Dismissal of a complaint under Rule 8 “is usually reserved for those cases
in which the complaint is so confused, ambiguous, vague, or otherwise
unintelligible that its true substance, if any, is well disguised.” Salahuddin, 861
F.2d at 42. However, even with the special solicitude afforded to Plaintiff as a pro
se plaintiff, dismissal of the instant complaint is warranted.
The Rule 8 requirements serve to relieve the Court and defendants of the
“unjustified burden” of having “to select the relevant material from a mass of
verbiage.” Celli v.

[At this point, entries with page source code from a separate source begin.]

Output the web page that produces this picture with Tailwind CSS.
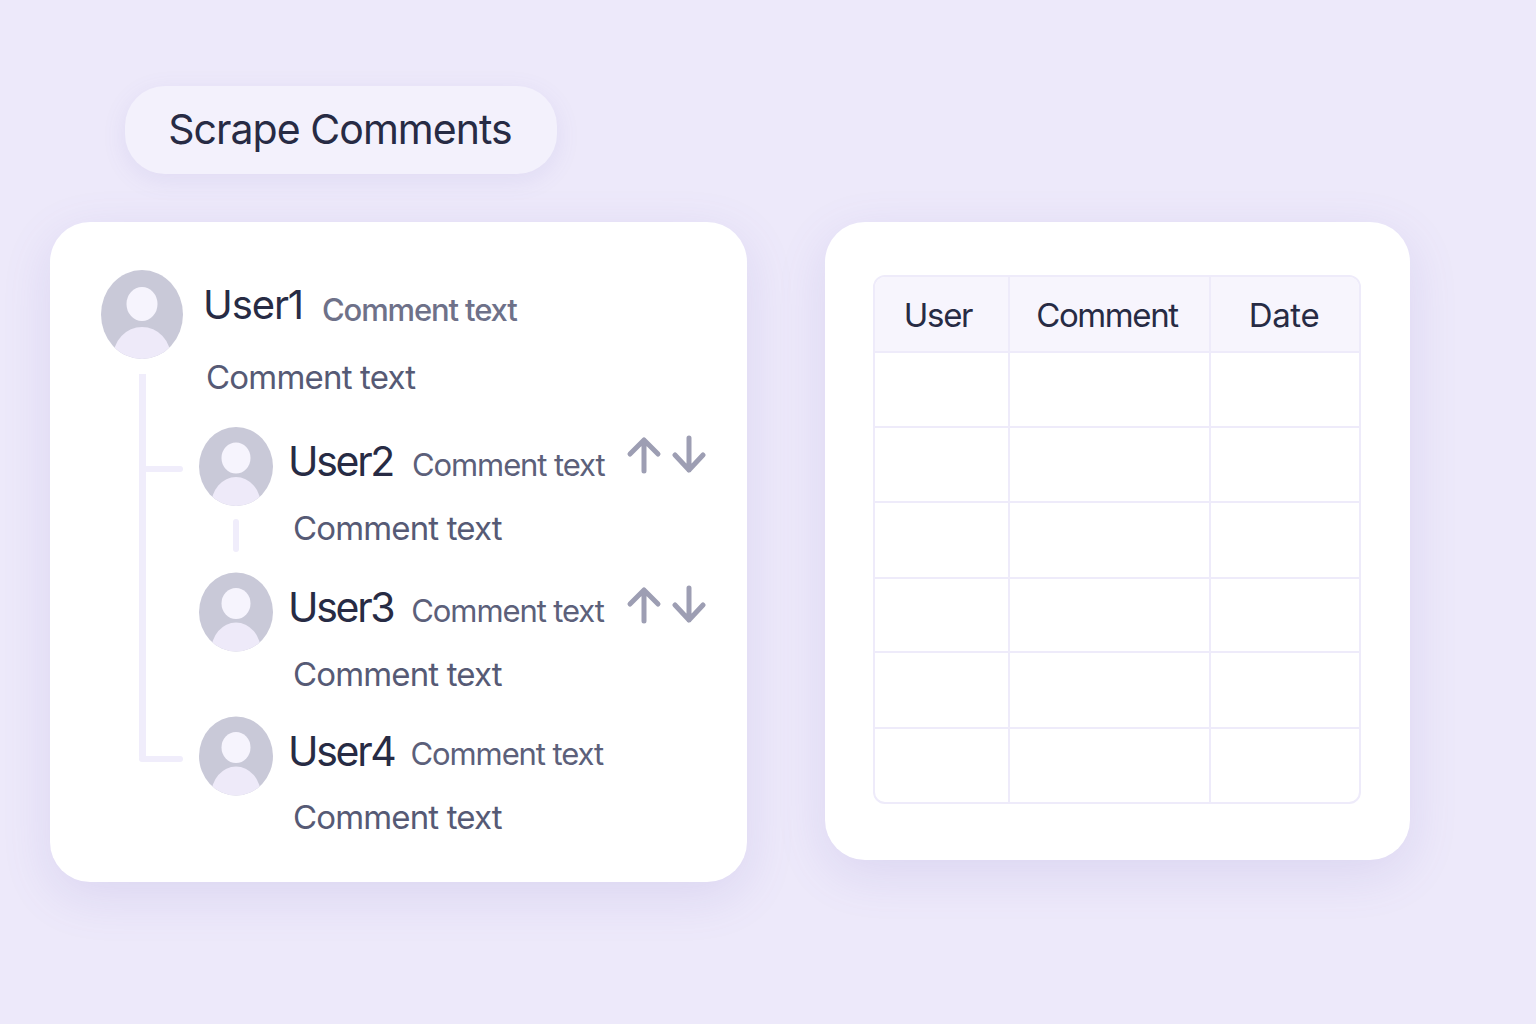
<!DOCTYPE html>
<html lang="en">
<head>
  <meta charset="UTF-8">
  <title>Scrape Comments</title>
  <script src="https://cdn.jsdelivr.net/npm/@tailwindcss/browser@4"></script>
</head>
<body class="bg-[#ede9fa] font-[Inter,sans-serif] h-[1024px] w-[1536px] overflow-hidden">

  <div class="pt-[86px] pl-[50px]">
    <!-- Button -->
    <button class="ml-[75px] w-[432px] h-[88px] rounded-[40px] bg-[#f3f1fc] text-[#272b44] text-[41px] tracking-[-0.95px] pr-[2px] shadow-[0_6px_24px_rgba(110,100,190,0.10)]">Scrape Comments</button>

    <div class="flex items-start gap-[78px] mt-[48px]">

      <!-- Comment tree -->
      <div class="relative w-[697px] h-[660px] rounded-[40px] bg-white pt-[48px] pl-[51px] shadow-[0_14px_50px_rgba(110,100,190,0.14)]">
        <!-- connector lines -->
        <div class="absolute left-[89px] top-[152px] w-[7px] h-[388px] bg-[#f0edfb] rounded-bl-[6px]"></div>
        <div class="absolute left-[89px] top-[534px] w-[44px] h-[6px] bg-[#f0edfb] rounded-[3px]"></div>
        <div class="absolute left-[94px] top-[244px] w-[39px] h-[6px] bg-[#f0edfb] rounded-[3px]"></div>
        <div class="absolute left-[183px] top-[297px] w-[6px] h-[33px] bg-[#f0edfb] rounded-[3px]"></div>

        <div class="flex h-[89px]">
          <svg class="w-[82px] h-[89px] shrink-0" viewBox="0 0 82 89">
            <defs><clipPath id="a1"><ellipse cx="41" cy="44.5" rx="41" ry="44.5"/></clipPath></defs>
            <ellipse cx="41" cy="44.5" rx="41" ry="44.5" fill="#c9c9d8"/>
            <ellipse cx="41" cy="34" rx="15.5" ry="17" fill="#f6f4fd"/>
            <ellipse cx="41" cy="88" rx="29" ry="31" fill="#eeeaf9" clip-path="url(#a1)"/>
          </svg>
          <div class="flex items-baseline h-[72px] pt-[5px] ml-[20px]">
            <span class="text-[#272b44] text-[40px] tracking-[-1.1px]">User1</span>
            <span class="ml-[19px] translate-y-[2px] text-[#6e7189] text-[31px] font-medium tracking-[-1.15px]">Comment text</span>
          </div>
        </div>
        <p class="ml-[105px] -mt-[2px] h-[40px] leading-[40px] text-[#565a75] text-[33px] tracking-[-0.8px]">Comment text</p>

        <div class="ml-[98px] mt-[30px]">
          <!-- User2 -->
          <div class="flex h-[79px]">
            <svg class="w-[74px] h-[79px] shrink-0" viewBox="0 0 74 79">
              <defs><clipPath id="a2"><ellipse cx="37" cy="39.5" rx="37" ry="39.5"/></clipPath></defs>
              <ellipse cx="37" cy="39.5" rx="37" ry="39.5" fill="#c9c9d8"/>
              <ellipse cx="37" cy="31" rx="14.5" ry="15.5" fill="#f6f4fd"/>
              <ellipse cx="37" cy="79" rx="25" ry="29" fill="#eeeaf9" clip-path="url(#a2)"/>
            </svg>
            <div class="flex items-baseline h-[64px] pt-[4px] ml-[15px] w-[338px]">
              <span class="text-[#272b44] text-[41px] tracking-[-2.3px]">User2</span>
              <span class="ml-[19px] text-[#5c607a] text-[31px] tracking-[-1.1px]">Comment text</span>
            </div>
            <svg class="w-[80px] h-[40px] mt-[7px] shrink-0" viewBox="0 0 80 40" fill="none" stroke="#9d9eb3" stroke-width="5" stroke-linecap="round" stroke-linejoin="round">
              <path d="M18 37V6M4 20L18 6L32 20"/>
              <path d="M63 4V36M49 21L63 36L77 21"/>
            </svg>
          </div>
          <p class="ml-[94px] mt-[2px] h-[40px] leading-[40px] text-[#565a75] text-[33px] tracking-[-0.85px]">Comment text</p>

          <!-- User3 -->
          <div class="flex h-[80px] mt-[24px]">
            <svg class="w-[74px] h-[80px] shrink-0" viewBox="0 0 74 79">
              <defs><clipPath id="a3"><ellipse cx="37" cy="39.5" rx="37" ry="39.5"/></clipPath></defs>
              <ellipse cx="37" cy="39.5" rx="37" ry="39.5" fill="#c9c9d8"/>
              <ellipse cx="37" cy="31" rx="14.5" ry="15.5" fill="#f6f4fd"/>
              <ellipse cx="37" cy="79" rx="25" ry="29" fill="#eeeaf9" clip-path="url(#a3)"/>
            </svg>
            <div class="flex items-baseline h-[64px] pt-[5px] ml-[15px] w-[338px]">
              <span class="text-[#272b44] text-[41px] tracking-[-2.3px]">User3</span>
              <span class="ml-[18px] text-[#5c607a] text-[31px] tracking-[-1.1px]">Comment text</span>
            </div>
            <svg class="w-[80px] h-[40px] mt-[12px] shrink-0" viewBox="0 0 80 40" fill="none" stroke="#9d9eb3" stroke-width="5" stroke-linecap="round" stroke-linejoin="round">
              <path d="M18 37V6M4 20L18 6L32 20"/>
              <path d="M63 4V36M49 21L63 36L77 21"/>
            </svg>
          </div>
          <p class="ml-[94px] mt-[2px] h-[40px] leading-[40px] text-[#565a75] text-[33px] tracking-[-0.85px]">Comment text</p>

          <!-- User4 -->
          <div class="flex h-[80px] mt-[22px]">
            <svg class="w-[74px] h-[80px] shrink-0" viewBox="0 0 74 79">
              <defs><clipPath id="a4"><ellipse cx="37" cy="39.5" rx="37" ry="39.5"/></clipPath></defs>
              <ellipse cx="37" cy="39.5" rx="37" ry="39.5" fill="#c9c9d8"/>
              <ellipse cx="37" cy="31" rx="14.5" ry="15.5" fill="#f6f4fd"/>
              <ellipse cx="37" cy="79" rx="25" ry="29" fill="#eeeaf9" clip-path="url(#a4)"/>
            </svg>
            <div class="flex items-baseline h-[64px] pt-[5px] ml-[15px]">
              <span class="text-[#272b44] text-[41px] tracking-[-2.3px]">User4</span>
              <span class="ml-[16px] -translate-y-[1px] text-[#5c607a] text-[31px] tracking-[-1.1px]">Comment text</span>
            </div>
          </div>
          <p class="ml-[94px] mt-[1px] h-[40px] leading-[40px] text-[#565a75] text-[33px] tracking-[-0.85px]">Comment text</p>
        </div>
      </div>

      <!-- Table -->
      <div class="w-[585px] h-[638px] rounded-[40px] bg-white pt-[53px] pl-[48px] shadow-[0_14px_50px_rgba(110,100,190,0.14)]">
        <div class="w-[488px] h-[529px] border-2 border-[#eeebfa] rounded-[12px] overflow-hidden grid grid-cols-[135px_201px_1fr] grid-rows-[76px_75px_75px_76px_74px_76px_73px]">
          <div class="bg-[#f7f5fd] border-r-2 border-b-2 border-[#eeebfa] text-[#272b44] text-[33px] tracking-[-1.3px] flex items-center justify-center pt-[4px] pr-[7px]">User</div>
          <div class="bg-[#f7f5fd] border-r-2 border-b-2 border-[#eeebfa] text-[#272b44] text-[33px] tracking-[-1.4px] flex items-center justify-center pt-[4px] pr-[5px]">Comment</div>
          <div class="bg-[#f7f5fd] border-b-2 border-[#eeebfa] text-[#272b44] text-[33px] tracking-[-0.4px] flex items-center justify-center pt-[4px] pr-[2px]">Date</div>

          <div class="border-r-2 border-b-2 border-[#eeebfa]"></div><div class="border-r-2 border-b-2 border-[#eeebfa]"></div><div class="border-b-2 border-[#eeebfa]"></div>
          <div class="border-r-2 border-b-2 border-[#eeebfa]"></div><div class="border-r-2 border-b-2 border-[#eeebfa]"></div><div class="border-b-2 border-[#eeebfa]"></div>
          <div class="border-r-2 border-b-2 border-[#eeebfa]"></div><div class="border-r-2 border-b-2 border-[#eeebfa]"></div><div class="border-b-2 border-[#eeebfa]"></div>
          <div class="border-r-2 border-b-2 border-[#eeebfa]"></div><div class="border-r-2 border-b-2 border-[#eeebfa]"></div><div class="border-b-2 border-[#eeebfa]"></div>
          <div class="border-r-2 border-b-2 border-[#eeebfa]"></div><div class="border-r-2 border-b-2 border-[#eeebfa]"></div><div class="border-b-2 border-[#eeebfa]"></div>
          <div class="border-r-2 border-[#eeebfa]"></div><div class="border-r-2 border-[#eeebfa]"></div><div></div>
        </div>
      </div>

    </div>
  </div>

</body>
</html>
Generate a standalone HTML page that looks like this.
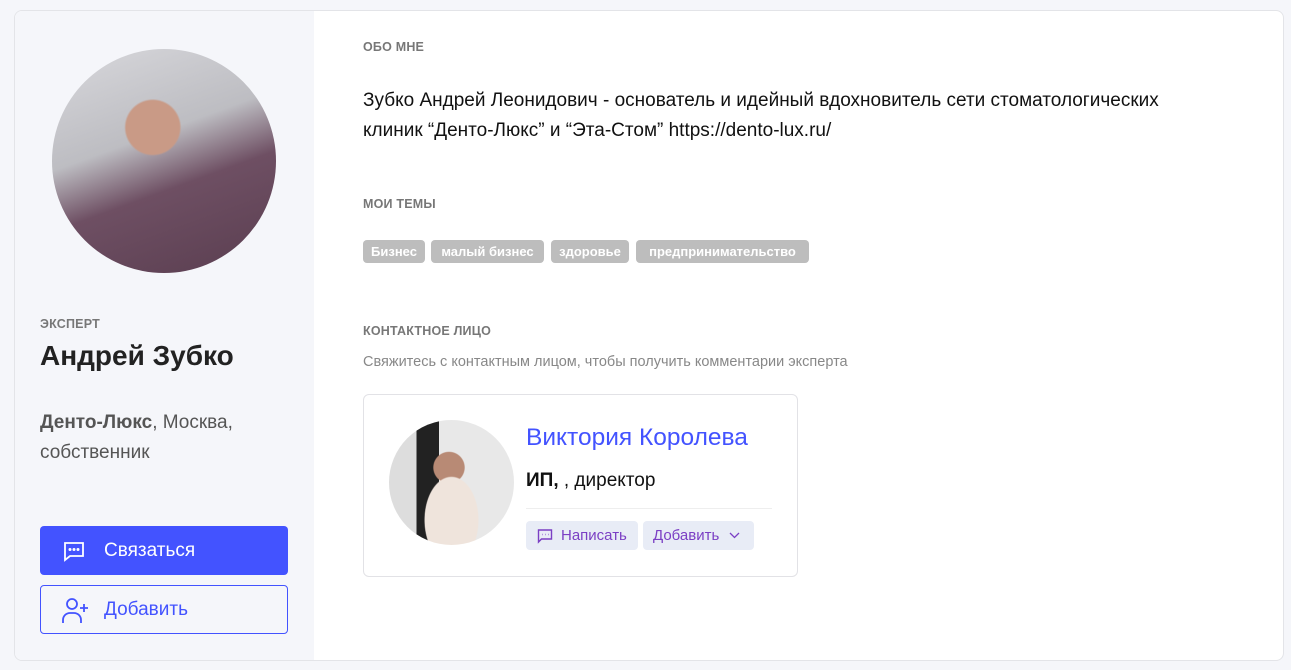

Cole, 699 F. App’x 88, 89 (2d Cir. 2017) (quoting Salahuddin, 861
F.2d at 42). Neither the Court nor the defendants should be subjected to discerning
the relevant facts about Plaintiff’s claims against the named defendants from more
than 50 pages of allegations.
Accordingly, the Court will dismiss the complaint without prejudice to
repleading an amended complaint that complies with Rule 8.
If Plaintiff chooses to amend his complaint, he must allege nonconclusory
factual allegations that clearly set forth the circumstances underlying each of his
claims for relief against each specific defendant. His allegations must state facts
about how any defendant whom he seeks to hold liable for damages violated his
rights through his or her conduct because a defendant’s personal involvement in
an alleged constitutional violation is a prerequisite to hold a defendant liable for an
award of damages under section 1983. See Farrell v. Burke, 449 F.3d 470, 484 (2d
Cir. 2006). Plaintiff should provide his allegations in numbered paragraphs, and all
facts alleged should be relevant to the claims asserted against the named
defendants. Plaintiff must also name all defendants in his case caption. The Court
will only consider claims asserted against defendants actually named in the case
caption. It is not sufficient to write “et. al.” in the case caption.
Finally, the Court notes that Plaintiff has, but cannot, assert his section 1983
claims againt the DOC, a state agency that is not a “person” subject to suit under
42 U.S.C. § 1983. See Will v. Mich. Dep’t of State Police, 491 U.S. 58, 71 (1989) (state
and state agencies not persons within meaning of Section 1983).
Plaintiff may have plausible claims to assert against Defendants. However,
any amended complaint must provide notice to the Court and Defendants of
Plaintiff’s claims for relief through “simple, concise, and direct” allegations. See
Fed. R. Civ. P. 8(d)(1). In addition, the Court may sever any unrelated claims in the
amended complaint, see Fed. R. Civ. P. 21, which means that Plaintiff would have
to prosecute separate cases and pay separate filing fees for any claims so severed.
Costello, 888 F. Supp. 2d at 263.
For the foregoing reasons, the Complaint is DISMISSED without prejudice
under 28 U.S.C. §1915A.
The Court will afford Plaintiff one opportunity to file an amended complaint,
within 35 days of this Order’s filing date, to assert his claims for relief in an
amended complaint that complies with Federal Rule of Civil Procedure 8 and this
Failure to file an amended complaint within this period will result in the
dismissal and closing of this case.
Vanessa L. Bryant
United States District Judge
SO ORDERED at Hartford, Connecticut this 1st day of October, 2021.